During 1993, China’s first hostile bid resulted in Shanghai Bao gaining a 20 percent share of the Yanzhong Industrial Company. Whether hostile takeover activity will continue to spread in these and other countries remains an open question. Regardless of the answer, hostile takeovers will remain an important topic of discussion and spirited debate for the foreseeable future.
Bibliography:
- Alan J. Auerbach, ed., Corporate Takeovers: Causes and Consequences (University of Chicago Press, 1991);
- Dennis J. Block, Contests for Corporate Control 2008: Current Offensive & Defensive Strategies in M & A Transactions (Practicing Law Institute, 2008);
- John Raymond Boatright, Ethics in Finance (Blackwell, 2008);
- Enrico Colcera, The Market for Corporate Control in Japan: M&As, Hostile Takeovers and Regulatory Framework (Springer, 2007);
- Patrick A. Gaughan, Mergers, Acquisitions and Corporate Restructurings, 4th ed. (Wiley, 2007);
- Paul M. Healy, Krishna G. Palepu, and Richard S. Ruback, “Which Takeovers Are Profitable?
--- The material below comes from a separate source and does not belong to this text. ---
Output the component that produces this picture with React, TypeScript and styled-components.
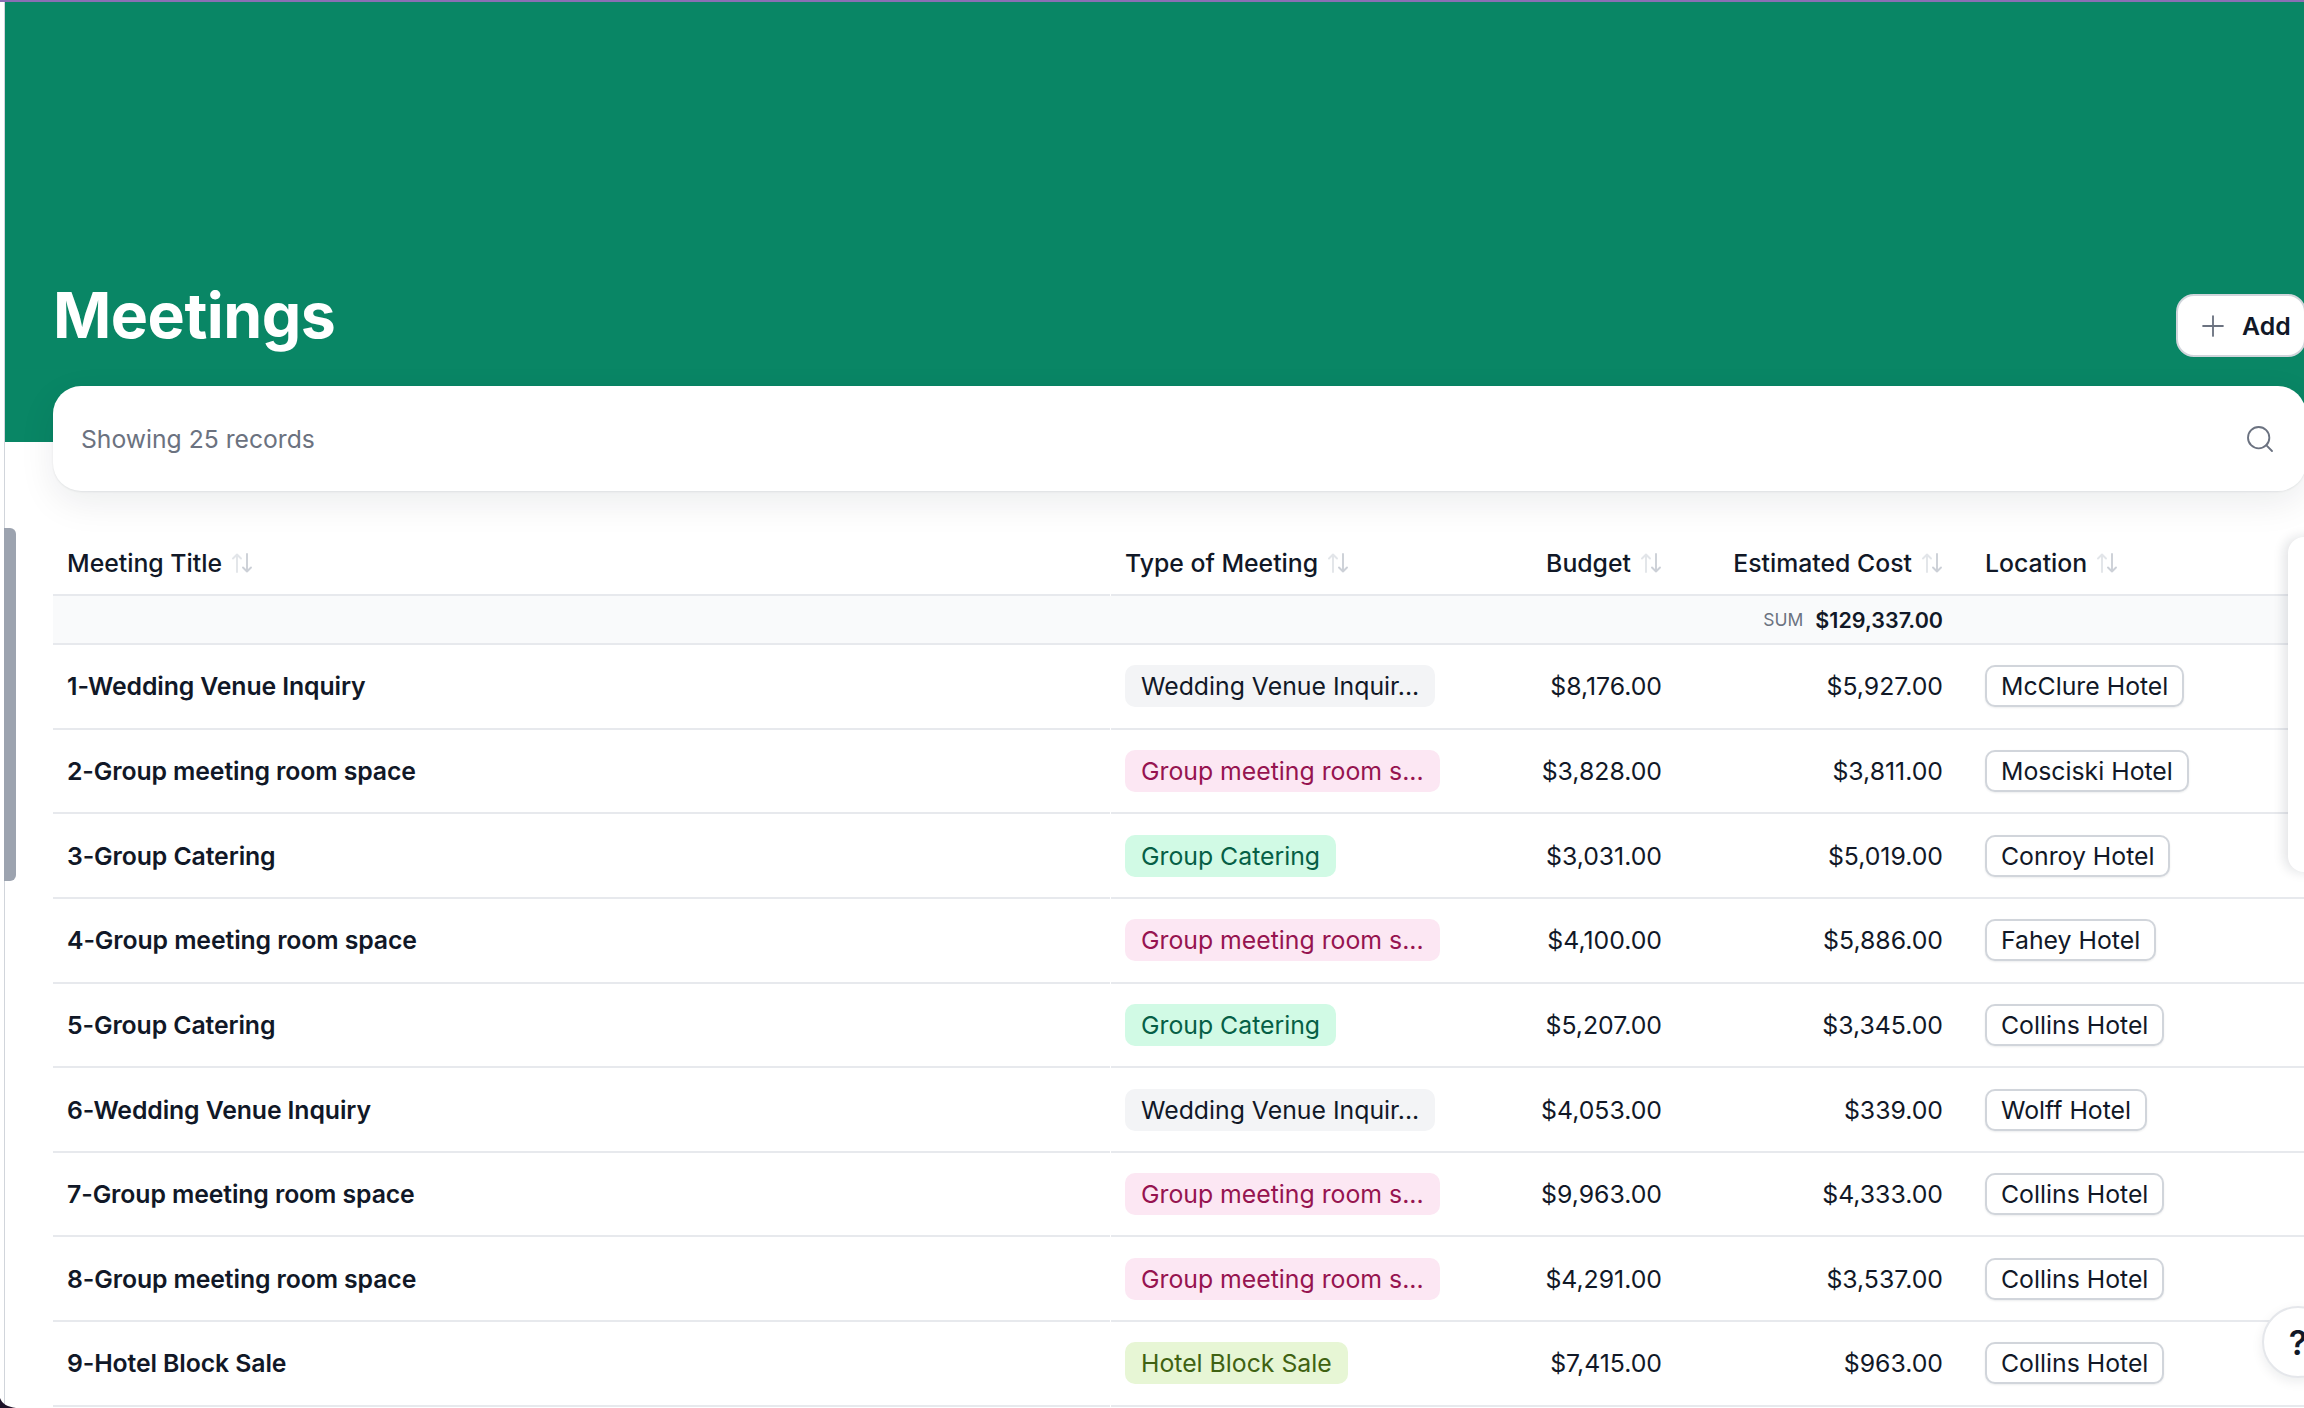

Strategic or Financial?” Sloan Management Review (v.38/4, 1997);
- Paul M. Hirsch, “From Ambushes to Golden Parachutes: Corporate Takeovers as an Instance of Cultural Framing and Institutional Integration,” American Journal of Sociology (v.91/4, 1986);
- Henry G. Manne, “Mergers and the Market for Corporate Control,” Journal of Political Economy (v.73/4, 1965);
- William D. Schneper and Mauro F. Guillén, “Stakeholder Rights and Corporate Governance: A Cross-National Study of Hostile Takeovers,” Administrative Science Quarterly (v.49, 2004).